Joliet Police recognize excellence, bravery from officers and citizens

JOLIET – Joliet’s finest took time to recognize its finest Wednesday. The Joliet Police Department held its annual awards ceremony at the Jacob Henry Mansion.

“As chief, I’ve gotten to travel and see many other departments in the state and across the country, and the more I do that the more I’m convinced I work with the finest police department there is,” Chief Brian Benton said.

Among those honored at Wednesday’s luncheon were VFW Cantigny Post Police Officer of the Year Brad McKeon and Exchange Club Police Officer of the Year John Williams.

McKeon is an 11-year veteran who has spent two years as a detective. He previously was assigned to the tactical unit and worked as an undercover narcotics officer.

“He has used his extensive knowledge of gang members and convicted felons to keep bad guys off the streets,” Sgt. Rob Hall said.

McKeon led the investigation division by closing 106 of the 126 cases assigned to him last year and worked on seven of the city’s nine murder cases.

“I became a [police officer] to make a difference,” McKeon said. “I was born in, raised in Joliet. I grew up on the East side, where I saw the impact the Joliet police had on the community and I wanted to be a part of that from an early age.”

Williams has been with the department for 17 years. As a patrol officer on the day shift, Williams made 65 arrests last year. His desire for a career in law enforcement started when a police officer came to speak to his second-grade class.

The department implemented electronic reporting last year and Williams, a computer enthusiast, taught many officers how to use the new system. He also enjoys working with young cops as a field training officer.

“It’s a chance to make an impression on future department members and instill in them what’s right about the Joliet Police Department,” he said.

Hannah Tischler was given a standing ovation from the officers present as she received the Citizen Award of Valor.

On the night before Thanksgiving, Hannah and her mother arrived at Wal-Mart on Jefferson Street when the 16-year-old girl saw something suspicious in the way a man was following an older woman in the parking lot. When the man grabbed the woman’s bags and then the woman, Tischler jumped from the car before her mom could put it in park.
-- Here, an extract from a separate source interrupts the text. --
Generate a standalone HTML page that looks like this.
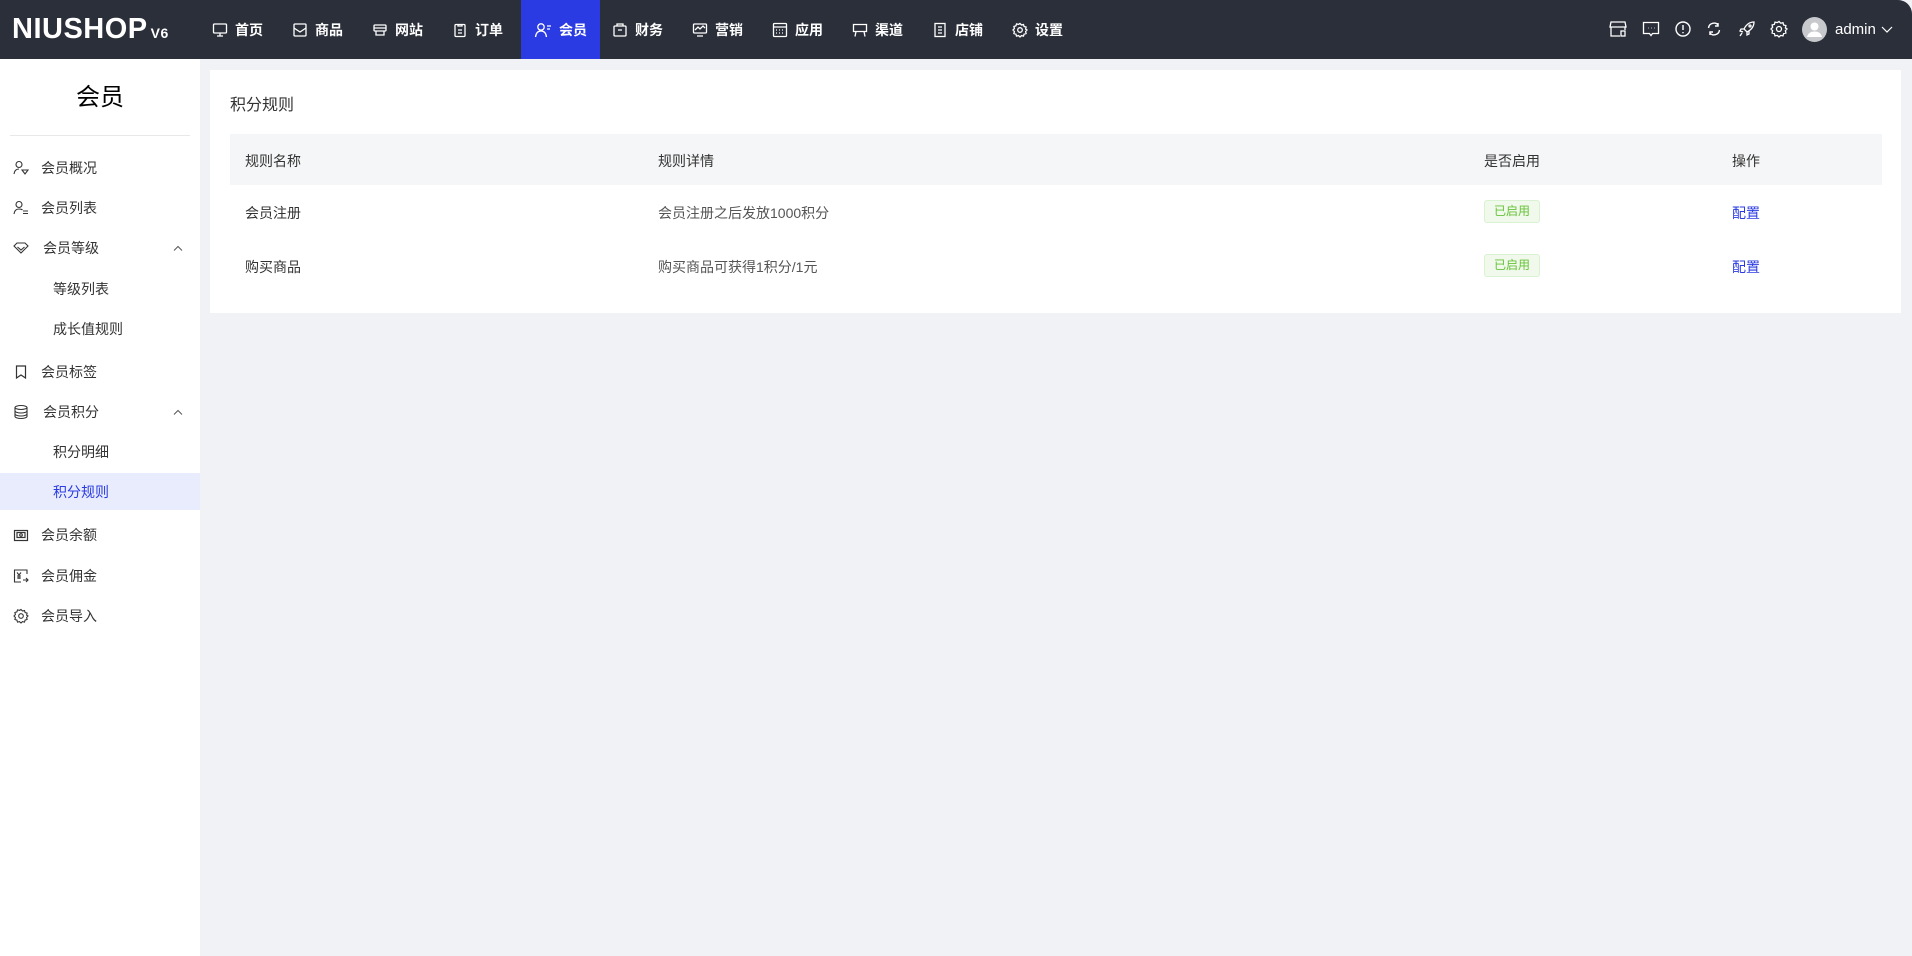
<!DOCTYPE html>
<html><head><meta charset="utf-8"><style>
*{margin:0;padding:0;box-sizing:border-box}
body{width:1912px;height:956px;background:#f0f2f5;font-family:"Liberation Sans","Noto Sans CJK SC",sans-serif;color:#333;position:relative;overflow:hidden}
.top{position:absolute;left:0;top:0;width:1912px;height:59px;background:#2b2f3a;border-top-right-radius:14px}
.logo{position:absolute;left:12px;top:13px;color:#fff;font-size:29px;font-weight:700;letter-spacing:0.5px;font-family:"Liberation Sans",sans-serif}
.logo small{font-size:14px;font-weight:700;margin-left:3px}
.nav{position:absolute;top:0;height:59px;display:flex;align-items:center;color:#fff;font-size:14px;font-weight:700}
.nav svg{margin-right:7px}
.act{background:#2b3be3}
.ic{position:absolute;top:20px}
.side{position:absolute;left:0;top:59px;width:200px;height:897px;background:#fff}
.side h1{position:absolute;left:0;width:200px;top:18px;text-align:center;font-size:24px;font-weight:400;color:#000}
.div{position:absolute;left:10px;width:180px;top:76px;border-top:1px solid #e8e8e8}
.mi{position:absolute;left:0;width:200px;height:38px;display:flex;align-items:center;font-size:14px;color:#333}
.mi svg{position:absolute;left:13px}
.mi span{position:absolute;left:41px}
.mi.sub span{left:53px}
.mi.on{background:#e8ecfd;color:#2b3be3}
.car{position:absolute;left:172px;}
.card{position:absolute;left:210px;top:70px;width:1691px;height:243px;background:#fff}
.ttl{position:absolute;left:20px;top:21px;font-size:16px;color:#333}
.th{position:absolute;left:20px;top:64px;width:1652px;height:51px;background:#f5f6f7}
.c{position:absolute;font-size:14px;color:#333}
.badge{position:absolute;width:56px;height:23px;border:1px solid #d9f2d2;background:#f0f9eb;border-radius:3px;color:#67c23a;font-size:12px;text-align:center;line-height:21px}
.lk{color:#2b3be3}
</style></head><body>
<div class="top">
<div class="logo">NIUSHOP<small>V6</small></div>
<div class="nav" style="left:212px"><svg width="16" height="16" viewBox="0 0 16 16" fill="none" stroke="#fff" stroke-width="1.3"><rect x="1.5" y="2" width="13" height="9" rx="1"/><path d="M8 11v3M5 14h6"/></svg>首页</div>
<div class="nav" style="left:292px"><svg width="16" height="16" viewBox="0 0 16 16" fill="none" stroke="#fff" stroke-width="1.3"><rect x="2" y="2" width="12" height="12" rx="1"/><path d="M2 6l6 4 6-4"/></svg>商品</div>
<div class="nav" style="left:372px"><svg width="16" height="16" viewBox="0 0 16 16" fill="none" stroke="#fff" stroke-width="1.3"><rect x="2" y="3" width="12" height="6" rx="1"/><path d="M4 9v4h8V9M2 6h12"/></svg>网站</div>
<div class="nav" style="left:452px"><svg width="16" height="16" viewBox="0 0 16 16" fill="none" stroke="#fff" stroke-width="1.3"><rect x="3" y="2.5" width="10" height="12" rx="1"/><path d="M6 2v2h4V2M6 8h4M6 11h4"/></svg>订单</div>
<div class="nav act" style="left:521px;width:79px;justify-content:center"><svg width="18" height="16" viewBox="0 0 18 16" fill="none" stroke="#fff" stroke-width="1.3"><circle cx="7" cy="5" r="3.2"/><path d="M1.5 15c.5-4 2.5-6 5.5-6s5 2 5.5 6M13 4h4M13 7h3"/></svg>会员</div>
<div class="nav" style="left:612px"><svg width="16" height="16" viewBox="0 0 16 16" fill="none" stroke="#fff" stroke-width="1.3"><rect x="2" y="4" width="12" height="10" rx="1"/><path d="M5 4V2h6v2M6 8h4"/></svg>财务</div>
<div class="nav" style="left:692px"><svg width="16" height="16" viewBox="0 0 16 16" fill="none" stroke="#fff" stroke-width="1.3"><rect x="1.5" y="2" width="13" height="9" rx="1"/><path d="M3 8l3-3 2 2 3-3 2 2M5 14h6"/></svg>营销</div>
<div class="nav" style="left:772px"><svg width="16" height="16" viewBox="0 0 16 16" fill="none" stroke="#fff" stroke-width="1.3"><rect x="1.5" y="1.5" width="13" height="13" rx="1"/><path d="M1.5 5h13M4 8h1M7 8h1M10 8h1M4 11h1M7 11h1M10 11h1"/></svg>应用</div>
<div class="nav" style="left:852px"><svg width="16" height="16" viewBox="0 0 16 16" fill="none" stroke="#fff" stroke-width="1.3"><path d="M1.5 2.5h13v7h-13zM4 9.5l-1 5M12 9.5l1 5"/></svg>渠道</div>
<div class="nav" style="left:932px"><svg width="16" height="16" viewBox="0 0 16 16" fill="none" stroke="#fff" stroke-width="1.3"><rect x="3" y="1.5" width="10" height="13"/><path d="M6 5h4M6 8h4M6 11h4"/></svg>店铺</div>
<div class="nav" style="left:1012px"><svg width="16" height="16" viewBox="0 0 16 16" fill="none" stroke="#fff" stroke-width="1.3"><circle cx="8" cy="8" r="2.3"/><path d="M8 1.5l1.5 1.5 2-.5.6 2 2 .6-.5 2L15 8l-1.4 1.5.5 2-2 .6-.6 2-2-.5L8 15l-1.5-1.4-2 .5-.6-2-2-.6.5-2L1 8l1.4-1.5-.5-2 2-.6.6-2 2 .5z"/></svg>设置</div>

<svg class="ic" style="left:1609px" width="18" height="18" viewBox="0 0 18 18" fill="none" stroke="#fff" stroke-width="1.3"><path d="M2 2h14l1 5H1zM2 7v9h9M16 7v3"/><rect x="12" y="11" width="4" height="5"/></svg>
<svg class="ic" style="left:1642px" width="18" height="18" viewBox="0 0 18 18" fill="none" stroke="#fff" stroke-width="1.3"><path d="M1.5 2.5h15v11h-6l-1.5 2-1.5-2h-6z"/><path d="M6 8h.5M9 8h.5M12 8h.5"/></svg>
<svg class="ic" style="left:1674px" width="18" height="18" viewBox="0 0 18 18" fill="none" stroke="#fff" stroke-width="1.4"><circle cx="9" cy="9" r="7"/><path d="M9 5v5M9 12v1.3"/></svg>
<svg class="ic" style="left:1705px" width="18" height="18" viewBox="0 0 18 18" fill="none" stroke="#fff" stroke-width="1.4"><path d="M3.5 8a5.5 5.5 0 0 1 10-2.5M14.5 10a5.5 5.5 0 0 1-10 2.5M13 3v3h-3M5 15v-3h3"/></svg>
<svg class="ic" style="left:1738px" width="18" height="18" viewBox="0 0 18 18" fill="none" stroke="#fff" stroke-width="1.3"><path d="M16 2c-5 0-8 3-10 7l3 3c4-2 7-5 7-10zM6 9l-3 0-1 2 3 1M9 12v3l2-1 0-3M4 13l-2 3"/><circle cx="12" cy="6" r="1"/></svg>
<svg class="ic" style="left:1770px" width="18" height="18" viewBox="0 0 18 18" fill="none" stroke="#fff" stroke-width="1.3"><circle cx="9" cy="9" r="2.5"/><path d="M9 1.5l1.7 1.7 2.3-.5.6 2.3 2.3.6-.5 2.3L17 9l-1.6 1.7.5 2.3-2.3.6-.6 2.3-2.3-.5L9 17l-1.7-1.6-2.3.5-.6-2.3-2.3-.6.5-2.3L1 9l1.6-1.7-.5-2.3 2.3-.6.6-2.3 2.3.5z"/></svg>
<svg style="position:absolute;left:1802px;top:17px" width="25" height="25" viewBox="0 0 25 25"><circle cx="12.5" cy="12.5" r="12.5" fill="#c8c9cc"/><circle cx="12.5" cy="9.5" r="4" fill="#fff"/><path d="M5 20c1-4 4-5.5 7.5-5.5S19 16 20 20z" fill="#fff"/></svg>
<div style="position:absolute;left:1835px;top:21px;color:#fff;font-size:15px">admin</div>
<svg style="position:absolute;left:1881px;top:26px" width="12" height="8" viewBox="0 0 12 8" fill="none" stroke="#fff" stroke-width="1.2"><path d="M1 1l5 5 5-5"/></svg>
</div>

<div class="side">
<h1>会员</h1>
<div class="div"></div>
<div class="mi" style="top:90px"><svg width="16" height="16" viewBox="0 0 16 16" fill="none" stroke="#333" stroke-width="1.1"><circle cx="6" cy="4.5" r="3"/><path d="M1 14c.5-3.5 2.5-5 5-5M9 10h6l-3 4z"/></svg><span>会员概况</span></div>
<div class="mi" style="top:130px"><svg width="16" height="16" viewBox="0 0 16 16" fill="none" stroke="#333" stroke-width="1.1"><circle cx="6" cy="4.5" r="3"/><path d="M1 14c.5-3.5 2.5-5 5-5s3 .5 3.5 1M10 11h5M10 13.5h5"/></svg><span>会员列表</span></div>
<div class="mi" style="top:170px"><svg width="16" height="16" viewBox="0 0 16 16" fill="none" stroke="#333" stroke-width="1.1"><path d="M1 6l3-3h8l3 3-7 7z"/><path d="M4.5 7l3.5 3 3.5-3"/></svg><span style="left:43px">会员等级</span><svg class="car" style="left:173px" width="10" height="7" viewBox="0 0 10 7" fill="none" stroke="#555"><path d="M1 5.5l4-4 4 4"/></svg></div>
<div class="mi sub" style="top:211px"><span>等级列表</span></div>
<div class="mi sub" style="top:251px"><span>成长值规则</span></div>
<div class="mi" style="top:294px"><svg width="16" height="16" viewBox="0 0 16 16" fill="none" stroke="#333" stroke-width="1.2"><path d="M3.5 2h9v12L8 11l-4.5 3z"/></svg><span>会员标签</span></div>
<div class="mi" style="top:334px"><svg width="16" height="16" viewBox="0 0 16 16" fill="none" stroke="#333" stroke-width="1.1"><ellipse cx="8" cy="3.5" rx="6" ry="2"/><path d="M2 3.5v9c0 1 2.7 2 6 2s6-1 6-2v-9M2 7c0 1 2.7 2 6 2s6-1 6-2M2 10c0 1 2.7 2 6 2s6-1 6-2"/></svg><span style="left:43px">会员积分</span><svg class="car" style="left:173px" width="10" height="7" viewBox="0 0 10 7" fill="none" stroke="#555"><path d="M1 5.5l4-4 4 4"/></svg></div>
<div class="mi sub" style="top:374px"><span>积分明细</span></div>
<div class="mi sub on" style="top:414px;height:37px"><span>积分规则</span></div>
<div class="mi" style="top:457px"><svg width="16" height="16" viewBox="0 0 16 16" fill="none" stroke="#333" stroke-width="1.2"><rect x="1.5" y="3.5" width="13" height="10"/><rect x="4" y="5.5" width="8" height="5"/><circle cx="8" cy="8" r="1.3"/></svg><span>会员余额</span></div>
<div class="mi" style="top:498px"><svg width="16" height="16" viewBox="0 0 16 16" fill="none" stroke="#333" stroke-width="1.1"><path d="M14 6V2H1.5v12H8"/><path d="M4 4.5l2 2.5 2-2.5M6 7v4M4 8h4M4 10h4M10 12h5M13 10l2 2-2 2"/></svg><span>会员佣金</span></div>
<div class="mi" style="top:538px"><svg width="16" height="16" viewBox="0 0 16 16" fill="none" stroke="#333" stroke-width="1.1"><circle cx="8" cy="8" r="2.3"/><path d="M8 1.5l1.5 1.5 2-.5.6 2 2 .6-.5 2L15 8l-1.4 1.5.5 2-2 .6-.6 2-2-.5L8 15l-1.5-1.4-2 .5-.6-2-2-.6.5-2L1 8l1.4-1.5-.5-2 2-.6.6-2 2 .5z"/></svg><span>会员导入</span></div>
</div>

<div class="card">
<div class="ttl">积分规则</div>
<div class="th"></div>
<div class="c" style="left:35px;top:81px">规则名称</div>
<div class="c" style="left:448px;top:81px">规则详情</div>
<div class="c" style="left:1274px;top:81px">是否启用</div>
<div class="c" style="left:1522px;top:81px">操作</div>
<div class="c" style="left:35px;top:133px">会员注册</div>
<div class="c" style="left:448px;top:133px;color:#555">会员注册之后发放1000积分</div>
<div class="badge" style="left:1274px;top:130px">已启用</div>
<div class="c lk" style="left:1522px;top:133px">配置</div>
<div class="c" style="left:35px;top:187px">购买商品</div>
<div class="c" style="left:448px;top:187px;color:#555">购买商品可获得1积分/1元</div>
<div class="badge" style="left:1274px;top:184px">已启用</div>
<div class="c lk" style="left:1522px;top:187px">配置</div>
</div>
</body></html>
“With no concern for her personal safety, [she] ran to assist the victim,” Hall said.

“He was on top of her. I pushed him off ... saying ‘Get off of her.’ He fell down, got up and ran away,” Tischler recalled.

Tischler then tended to the victim’s bloody nose and gave police a description that led to the bandit’s arrest.

“She needed help. I was glad to do it,” said Tischler, who plans to pursue a career in cosmetology or nursing.